Exercise objective
Check each line for the string "index", then give only how many lines have it.

>> Start

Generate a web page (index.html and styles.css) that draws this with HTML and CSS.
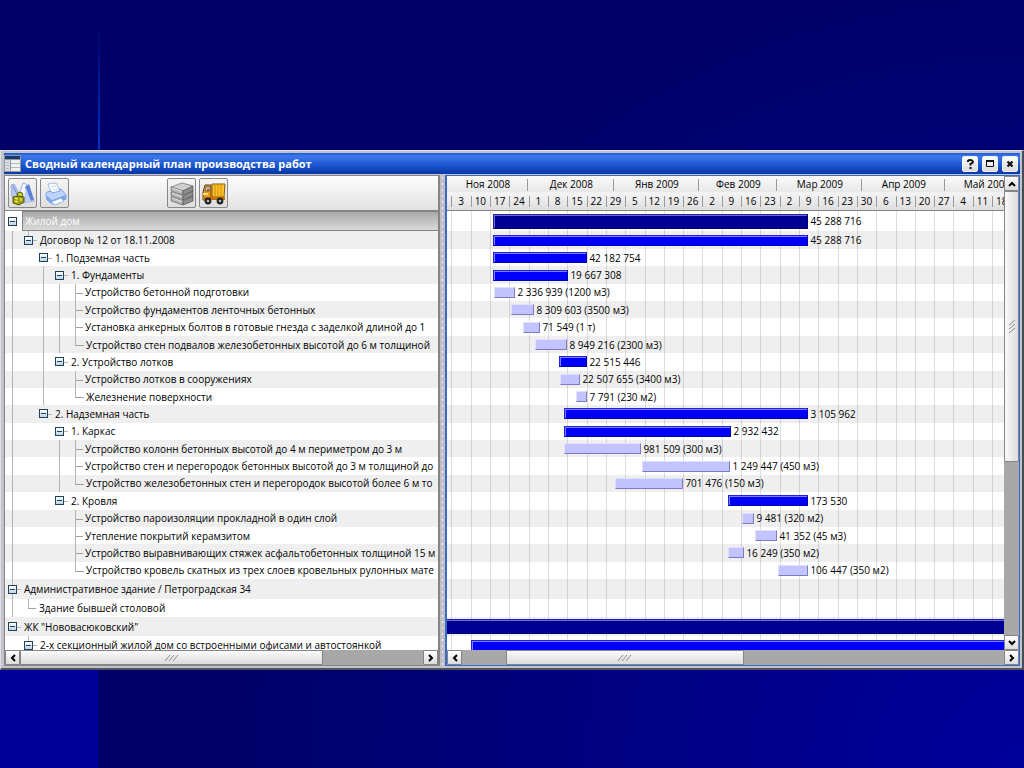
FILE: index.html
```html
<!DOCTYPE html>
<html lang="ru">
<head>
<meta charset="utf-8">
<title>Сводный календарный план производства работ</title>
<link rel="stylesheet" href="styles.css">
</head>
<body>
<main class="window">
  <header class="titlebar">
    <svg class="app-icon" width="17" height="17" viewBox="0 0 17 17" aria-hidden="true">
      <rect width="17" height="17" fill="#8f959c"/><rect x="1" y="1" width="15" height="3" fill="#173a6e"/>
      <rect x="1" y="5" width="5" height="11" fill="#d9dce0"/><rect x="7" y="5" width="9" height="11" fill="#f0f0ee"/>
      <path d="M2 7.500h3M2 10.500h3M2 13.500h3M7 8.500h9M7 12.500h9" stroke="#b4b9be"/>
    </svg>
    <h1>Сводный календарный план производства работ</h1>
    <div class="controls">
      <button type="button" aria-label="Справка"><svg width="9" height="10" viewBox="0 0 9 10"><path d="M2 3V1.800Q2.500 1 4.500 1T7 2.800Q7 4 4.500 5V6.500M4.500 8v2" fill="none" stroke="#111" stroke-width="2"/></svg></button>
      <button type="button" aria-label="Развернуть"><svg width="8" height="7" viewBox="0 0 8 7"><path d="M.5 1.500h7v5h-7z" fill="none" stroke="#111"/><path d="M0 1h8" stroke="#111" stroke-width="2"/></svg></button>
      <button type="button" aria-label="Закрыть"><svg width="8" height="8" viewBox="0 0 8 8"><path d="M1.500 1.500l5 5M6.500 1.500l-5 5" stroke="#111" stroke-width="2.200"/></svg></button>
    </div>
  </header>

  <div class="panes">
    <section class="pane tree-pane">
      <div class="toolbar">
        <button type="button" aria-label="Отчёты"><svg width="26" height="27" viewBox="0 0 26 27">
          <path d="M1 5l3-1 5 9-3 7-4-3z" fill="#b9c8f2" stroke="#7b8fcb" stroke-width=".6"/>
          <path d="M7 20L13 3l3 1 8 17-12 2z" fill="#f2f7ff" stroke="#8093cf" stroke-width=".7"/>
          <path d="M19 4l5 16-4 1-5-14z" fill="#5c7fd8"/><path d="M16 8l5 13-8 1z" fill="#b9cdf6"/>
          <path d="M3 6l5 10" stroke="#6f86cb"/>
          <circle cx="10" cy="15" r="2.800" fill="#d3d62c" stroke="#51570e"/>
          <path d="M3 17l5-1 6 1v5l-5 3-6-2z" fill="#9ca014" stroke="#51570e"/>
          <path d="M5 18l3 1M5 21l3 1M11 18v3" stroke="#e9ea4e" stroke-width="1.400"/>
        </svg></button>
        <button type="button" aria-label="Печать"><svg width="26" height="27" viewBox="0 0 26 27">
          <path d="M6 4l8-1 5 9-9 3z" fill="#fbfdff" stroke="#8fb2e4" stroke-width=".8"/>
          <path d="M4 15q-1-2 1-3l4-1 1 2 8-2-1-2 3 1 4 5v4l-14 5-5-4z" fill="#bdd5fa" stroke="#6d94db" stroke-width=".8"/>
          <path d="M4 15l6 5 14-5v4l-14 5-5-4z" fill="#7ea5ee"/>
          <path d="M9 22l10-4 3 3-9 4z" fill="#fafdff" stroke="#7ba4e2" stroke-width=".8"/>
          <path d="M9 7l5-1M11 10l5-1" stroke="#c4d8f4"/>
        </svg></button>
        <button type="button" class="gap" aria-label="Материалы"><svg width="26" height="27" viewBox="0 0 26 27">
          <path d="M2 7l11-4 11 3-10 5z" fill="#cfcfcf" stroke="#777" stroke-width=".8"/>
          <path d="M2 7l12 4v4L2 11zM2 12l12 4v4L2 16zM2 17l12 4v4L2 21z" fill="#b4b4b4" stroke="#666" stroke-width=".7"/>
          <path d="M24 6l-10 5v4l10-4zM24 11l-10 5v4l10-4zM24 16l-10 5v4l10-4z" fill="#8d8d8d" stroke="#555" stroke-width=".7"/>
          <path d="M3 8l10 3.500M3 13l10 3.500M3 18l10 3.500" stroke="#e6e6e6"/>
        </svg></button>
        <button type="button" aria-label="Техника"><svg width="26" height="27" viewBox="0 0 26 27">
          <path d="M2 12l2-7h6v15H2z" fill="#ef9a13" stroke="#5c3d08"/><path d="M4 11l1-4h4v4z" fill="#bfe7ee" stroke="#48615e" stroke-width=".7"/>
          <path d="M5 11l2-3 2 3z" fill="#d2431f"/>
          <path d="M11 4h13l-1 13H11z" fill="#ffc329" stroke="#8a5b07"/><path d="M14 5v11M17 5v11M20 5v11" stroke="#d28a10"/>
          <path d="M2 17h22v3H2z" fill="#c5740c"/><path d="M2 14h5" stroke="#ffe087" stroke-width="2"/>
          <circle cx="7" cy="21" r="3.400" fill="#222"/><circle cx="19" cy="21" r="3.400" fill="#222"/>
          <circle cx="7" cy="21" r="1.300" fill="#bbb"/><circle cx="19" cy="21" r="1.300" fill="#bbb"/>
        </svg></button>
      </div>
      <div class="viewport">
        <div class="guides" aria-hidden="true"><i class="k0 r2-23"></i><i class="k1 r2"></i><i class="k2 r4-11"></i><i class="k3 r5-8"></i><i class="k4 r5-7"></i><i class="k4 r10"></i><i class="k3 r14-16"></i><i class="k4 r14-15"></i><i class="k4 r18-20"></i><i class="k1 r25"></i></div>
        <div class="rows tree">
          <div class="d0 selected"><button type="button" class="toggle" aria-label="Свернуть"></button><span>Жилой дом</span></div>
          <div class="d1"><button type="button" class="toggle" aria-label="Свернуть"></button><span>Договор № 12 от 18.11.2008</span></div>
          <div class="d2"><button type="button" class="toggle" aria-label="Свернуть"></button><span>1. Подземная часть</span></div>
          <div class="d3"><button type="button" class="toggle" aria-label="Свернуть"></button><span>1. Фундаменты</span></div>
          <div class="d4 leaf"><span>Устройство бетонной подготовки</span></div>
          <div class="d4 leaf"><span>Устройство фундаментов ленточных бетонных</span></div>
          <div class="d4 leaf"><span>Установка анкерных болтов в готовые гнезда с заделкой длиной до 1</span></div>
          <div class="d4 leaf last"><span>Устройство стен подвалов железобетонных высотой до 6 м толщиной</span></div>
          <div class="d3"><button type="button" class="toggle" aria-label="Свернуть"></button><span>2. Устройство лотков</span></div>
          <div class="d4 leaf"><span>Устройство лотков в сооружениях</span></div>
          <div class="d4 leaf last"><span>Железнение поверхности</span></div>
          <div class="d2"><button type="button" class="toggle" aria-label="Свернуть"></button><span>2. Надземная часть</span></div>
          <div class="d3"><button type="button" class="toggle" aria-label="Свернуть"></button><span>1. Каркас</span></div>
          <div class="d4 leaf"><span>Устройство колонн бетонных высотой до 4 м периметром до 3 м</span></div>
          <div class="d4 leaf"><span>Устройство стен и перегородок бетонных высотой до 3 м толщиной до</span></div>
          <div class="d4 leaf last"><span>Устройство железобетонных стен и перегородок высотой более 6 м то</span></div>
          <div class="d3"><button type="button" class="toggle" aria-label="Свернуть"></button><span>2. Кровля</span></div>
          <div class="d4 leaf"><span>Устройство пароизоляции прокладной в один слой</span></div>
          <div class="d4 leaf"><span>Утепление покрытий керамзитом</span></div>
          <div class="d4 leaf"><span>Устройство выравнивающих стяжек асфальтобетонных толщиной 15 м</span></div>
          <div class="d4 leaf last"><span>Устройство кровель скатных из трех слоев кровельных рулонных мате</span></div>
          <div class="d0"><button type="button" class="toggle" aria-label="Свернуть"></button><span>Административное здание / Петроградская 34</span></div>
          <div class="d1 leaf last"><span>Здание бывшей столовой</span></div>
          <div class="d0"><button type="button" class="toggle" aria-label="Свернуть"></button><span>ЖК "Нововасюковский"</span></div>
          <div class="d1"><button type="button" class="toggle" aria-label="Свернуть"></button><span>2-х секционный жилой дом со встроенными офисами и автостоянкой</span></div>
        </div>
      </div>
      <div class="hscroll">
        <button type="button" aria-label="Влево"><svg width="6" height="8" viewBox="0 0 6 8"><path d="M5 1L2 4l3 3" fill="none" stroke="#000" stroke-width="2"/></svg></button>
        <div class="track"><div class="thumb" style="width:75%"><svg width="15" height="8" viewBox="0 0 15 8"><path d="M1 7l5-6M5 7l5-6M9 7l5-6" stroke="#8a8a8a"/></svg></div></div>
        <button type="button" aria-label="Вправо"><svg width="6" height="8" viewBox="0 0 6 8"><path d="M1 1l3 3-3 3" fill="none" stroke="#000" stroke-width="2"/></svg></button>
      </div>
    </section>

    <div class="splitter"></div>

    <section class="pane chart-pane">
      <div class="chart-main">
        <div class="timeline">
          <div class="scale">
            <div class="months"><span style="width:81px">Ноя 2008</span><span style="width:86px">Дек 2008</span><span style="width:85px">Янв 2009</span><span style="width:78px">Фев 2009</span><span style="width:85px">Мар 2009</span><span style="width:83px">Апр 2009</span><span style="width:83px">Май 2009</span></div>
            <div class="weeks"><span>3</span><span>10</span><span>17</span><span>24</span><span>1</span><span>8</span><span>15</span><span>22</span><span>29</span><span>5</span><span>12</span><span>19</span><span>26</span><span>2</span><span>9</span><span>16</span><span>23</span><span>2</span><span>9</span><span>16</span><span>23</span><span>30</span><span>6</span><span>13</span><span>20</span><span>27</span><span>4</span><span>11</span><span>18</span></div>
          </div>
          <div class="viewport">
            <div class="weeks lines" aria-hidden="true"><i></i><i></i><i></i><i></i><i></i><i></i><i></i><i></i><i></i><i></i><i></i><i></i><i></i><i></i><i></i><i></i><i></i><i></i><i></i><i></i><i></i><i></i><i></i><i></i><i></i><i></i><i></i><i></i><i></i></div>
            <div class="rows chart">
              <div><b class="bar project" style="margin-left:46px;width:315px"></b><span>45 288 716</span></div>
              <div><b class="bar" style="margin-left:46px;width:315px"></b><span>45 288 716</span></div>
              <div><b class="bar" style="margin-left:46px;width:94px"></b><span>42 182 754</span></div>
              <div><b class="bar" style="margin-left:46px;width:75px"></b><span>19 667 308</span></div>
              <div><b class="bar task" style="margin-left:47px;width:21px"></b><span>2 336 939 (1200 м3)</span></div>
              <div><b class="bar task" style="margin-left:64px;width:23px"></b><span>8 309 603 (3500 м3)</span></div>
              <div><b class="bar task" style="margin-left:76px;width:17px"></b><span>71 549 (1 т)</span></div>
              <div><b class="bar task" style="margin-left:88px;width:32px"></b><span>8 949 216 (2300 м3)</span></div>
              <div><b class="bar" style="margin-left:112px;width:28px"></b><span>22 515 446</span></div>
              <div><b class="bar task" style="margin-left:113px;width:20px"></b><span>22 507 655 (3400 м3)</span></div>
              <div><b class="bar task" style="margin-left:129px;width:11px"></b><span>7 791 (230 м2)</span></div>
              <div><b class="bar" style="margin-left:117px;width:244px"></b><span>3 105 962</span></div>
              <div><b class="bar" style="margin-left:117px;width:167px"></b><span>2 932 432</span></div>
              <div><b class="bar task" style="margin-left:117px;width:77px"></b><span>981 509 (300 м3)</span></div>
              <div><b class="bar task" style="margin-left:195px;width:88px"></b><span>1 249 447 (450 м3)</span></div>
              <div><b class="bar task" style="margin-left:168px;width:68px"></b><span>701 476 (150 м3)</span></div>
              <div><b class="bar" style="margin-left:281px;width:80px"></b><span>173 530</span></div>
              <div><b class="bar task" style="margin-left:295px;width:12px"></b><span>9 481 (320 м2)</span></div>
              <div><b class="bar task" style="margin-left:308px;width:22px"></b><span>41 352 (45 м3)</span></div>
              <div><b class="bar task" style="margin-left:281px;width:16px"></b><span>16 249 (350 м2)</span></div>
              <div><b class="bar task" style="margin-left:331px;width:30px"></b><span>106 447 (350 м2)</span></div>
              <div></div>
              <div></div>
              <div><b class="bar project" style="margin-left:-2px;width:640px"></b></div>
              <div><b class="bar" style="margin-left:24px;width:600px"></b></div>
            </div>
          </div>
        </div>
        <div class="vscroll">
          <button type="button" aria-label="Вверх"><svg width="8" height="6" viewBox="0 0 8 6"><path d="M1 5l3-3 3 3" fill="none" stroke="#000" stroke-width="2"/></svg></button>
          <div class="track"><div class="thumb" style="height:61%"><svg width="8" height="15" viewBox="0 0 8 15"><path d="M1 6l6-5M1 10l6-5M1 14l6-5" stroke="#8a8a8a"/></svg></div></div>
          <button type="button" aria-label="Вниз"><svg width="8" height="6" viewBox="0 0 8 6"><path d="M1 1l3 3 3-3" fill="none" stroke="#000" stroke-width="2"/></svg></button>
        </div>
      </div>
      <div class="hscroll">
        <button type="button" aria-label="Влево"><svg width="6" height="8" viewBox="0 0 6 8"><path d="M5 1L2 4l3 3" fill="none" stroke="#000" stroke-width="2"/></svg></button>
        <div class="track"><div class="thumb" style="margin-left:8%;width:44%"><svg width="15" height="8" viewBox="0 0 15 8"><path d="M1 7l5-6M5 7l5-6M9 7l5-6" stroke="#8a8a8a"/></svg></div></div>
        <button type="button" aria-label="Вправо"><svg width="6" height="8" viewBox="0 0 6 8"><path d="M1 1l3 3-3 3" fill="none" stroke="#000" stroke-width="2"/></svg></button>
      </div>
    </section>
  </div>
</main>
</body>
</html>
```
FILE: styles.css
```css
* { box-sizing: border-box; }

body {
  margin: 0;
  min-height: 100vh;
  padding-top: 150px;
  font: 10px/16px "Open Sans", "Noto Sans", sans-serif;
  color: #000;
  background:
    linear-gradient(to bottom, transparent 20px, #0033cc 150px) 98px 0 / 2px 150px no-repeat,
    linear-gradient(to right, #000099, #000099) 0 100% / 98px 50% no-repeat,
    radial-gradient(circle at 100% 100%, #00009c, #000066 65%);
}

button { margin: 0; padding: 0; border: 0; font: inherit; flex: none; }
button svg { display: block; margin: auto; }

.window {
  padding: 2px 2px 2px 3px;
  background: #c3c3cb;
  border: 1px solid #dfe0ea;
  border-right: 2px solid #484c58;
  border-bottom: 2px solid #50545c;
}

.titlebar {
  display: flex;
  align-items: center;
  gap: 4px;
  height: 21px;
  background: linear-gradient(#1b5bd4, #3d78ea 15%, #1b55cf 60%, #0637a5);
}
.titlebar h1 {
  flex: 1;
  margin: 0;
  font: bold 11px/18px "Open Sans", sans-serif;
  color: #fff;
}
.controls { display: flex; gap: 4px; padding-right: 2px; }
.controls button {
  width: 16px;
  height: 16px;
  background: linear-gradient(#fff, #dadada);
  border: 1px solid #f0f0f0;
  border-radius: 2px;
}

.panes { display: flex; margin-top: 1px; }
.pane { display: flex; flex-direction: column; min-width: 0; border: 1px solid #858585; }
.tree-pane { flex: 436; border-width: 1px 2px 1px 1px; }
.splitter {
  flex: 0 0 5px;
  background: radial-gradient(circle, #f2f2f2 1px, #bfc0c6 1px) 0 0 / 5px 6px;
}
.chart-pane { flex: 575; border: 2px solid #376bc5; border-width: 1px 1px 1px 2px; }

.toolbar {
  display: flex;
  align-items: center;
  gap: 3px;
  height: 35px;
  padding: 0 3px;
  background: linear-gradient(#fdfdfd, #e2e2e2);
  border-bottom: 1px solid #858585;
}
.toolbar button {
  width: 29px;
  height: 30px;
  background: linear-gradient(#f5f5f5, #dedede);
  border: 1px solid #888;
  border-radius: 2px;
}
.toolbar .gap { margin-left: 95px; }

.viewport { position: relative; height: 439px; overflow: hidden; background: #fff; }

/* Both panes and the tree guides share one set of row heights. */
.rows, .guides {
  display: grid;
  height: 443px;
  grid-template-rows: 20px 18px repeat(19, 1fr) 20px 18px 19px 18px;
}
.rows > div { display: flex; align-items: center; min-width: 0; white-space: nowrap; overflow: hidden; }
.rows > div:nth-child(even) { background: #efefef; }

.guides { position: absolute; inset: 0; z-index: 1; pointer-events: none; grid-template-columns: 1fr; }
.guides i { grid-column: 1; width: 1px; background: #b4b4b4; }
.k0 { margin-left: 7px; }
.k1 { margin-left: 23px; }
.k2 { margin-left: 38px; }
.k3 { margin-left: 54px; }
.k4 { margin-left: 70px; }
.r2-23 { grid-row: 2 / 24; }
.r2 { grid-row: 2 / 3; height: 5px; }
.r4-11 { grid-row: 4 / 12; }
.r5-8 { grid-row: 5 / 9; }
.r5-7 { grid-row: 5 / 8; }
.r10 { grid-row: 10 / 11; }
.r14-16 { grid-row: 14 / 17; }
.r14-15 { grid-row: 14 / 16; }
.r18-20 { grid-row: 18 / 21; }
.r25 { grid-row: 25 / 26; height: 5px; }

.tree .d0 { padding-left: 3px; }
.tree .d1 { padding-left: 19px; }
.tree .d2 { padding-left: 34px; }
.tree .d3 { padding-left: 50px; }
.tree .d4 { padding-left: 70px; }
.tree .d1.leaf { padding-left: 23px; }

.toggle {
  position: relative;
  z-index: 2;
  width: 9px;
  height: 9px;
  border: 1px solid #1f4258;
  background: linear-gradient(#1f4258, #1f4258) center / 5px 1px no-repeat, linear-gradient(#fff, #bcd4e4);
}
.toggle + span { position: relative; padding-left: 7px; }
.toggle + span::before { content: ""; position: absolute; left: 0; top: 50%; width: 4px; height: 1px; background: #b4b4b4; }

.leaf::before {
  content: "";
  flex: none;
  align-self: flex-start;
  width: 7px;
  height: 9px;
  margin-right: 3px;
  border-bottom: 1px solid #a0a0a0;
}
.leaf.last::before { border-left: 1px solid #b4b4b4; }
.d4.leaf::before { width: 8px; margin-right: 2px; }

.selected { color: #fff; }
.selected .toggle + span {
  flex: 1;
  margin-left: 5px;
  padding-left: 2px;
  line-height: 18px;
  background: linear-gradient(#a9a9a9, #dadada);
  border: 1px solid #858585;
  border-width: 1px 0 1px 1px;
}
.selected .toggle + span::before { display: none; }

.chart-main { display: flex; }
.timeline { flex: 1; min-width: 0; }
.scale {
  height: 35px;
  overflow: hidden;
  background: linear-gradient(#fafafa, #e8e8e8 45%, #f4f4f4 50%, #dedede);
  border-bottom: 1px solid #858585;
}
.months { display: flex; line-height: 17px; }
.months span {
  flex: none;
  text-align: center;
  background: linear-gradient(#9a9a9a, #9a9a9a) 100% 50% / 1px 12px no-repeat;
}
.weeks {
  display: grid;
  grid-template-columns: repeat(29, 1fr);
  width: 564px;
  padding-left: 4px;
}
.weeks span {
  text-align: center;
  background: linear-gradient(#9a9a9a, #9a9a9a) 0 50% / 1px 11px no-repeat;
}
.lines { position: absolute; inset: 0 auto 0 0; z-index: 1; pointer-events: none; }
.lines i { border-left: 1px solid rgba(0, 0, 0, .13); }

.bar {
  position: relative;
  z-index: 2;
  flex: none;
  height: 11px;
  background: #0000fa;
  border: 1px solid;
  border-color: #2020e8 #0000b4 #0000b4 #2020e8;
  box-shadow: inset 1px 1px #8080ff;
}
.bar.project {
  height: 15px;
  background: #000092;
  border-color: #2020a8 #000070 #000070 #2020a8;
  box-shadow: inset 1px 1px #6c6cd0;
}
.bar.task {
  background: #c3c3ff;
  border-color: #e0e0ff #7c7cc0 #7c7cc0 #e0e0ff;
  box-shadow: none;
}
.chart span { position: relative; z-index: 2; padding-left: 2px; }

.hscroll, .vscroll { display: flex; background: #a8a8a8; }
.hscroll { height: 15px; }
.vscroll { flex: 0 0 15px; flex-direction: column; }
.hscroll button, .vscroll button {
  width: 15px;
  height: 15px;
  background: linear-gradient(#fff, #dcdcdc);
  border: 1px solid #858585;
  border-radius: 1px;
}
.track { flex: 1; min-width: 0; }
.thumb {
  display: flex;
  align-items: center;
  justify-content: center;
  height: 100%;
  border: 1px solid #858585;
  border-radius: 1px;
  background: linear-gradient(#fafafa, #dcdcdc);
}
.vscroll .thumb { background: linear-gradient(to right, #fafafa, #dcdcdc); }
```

>> End

Reply to the task
7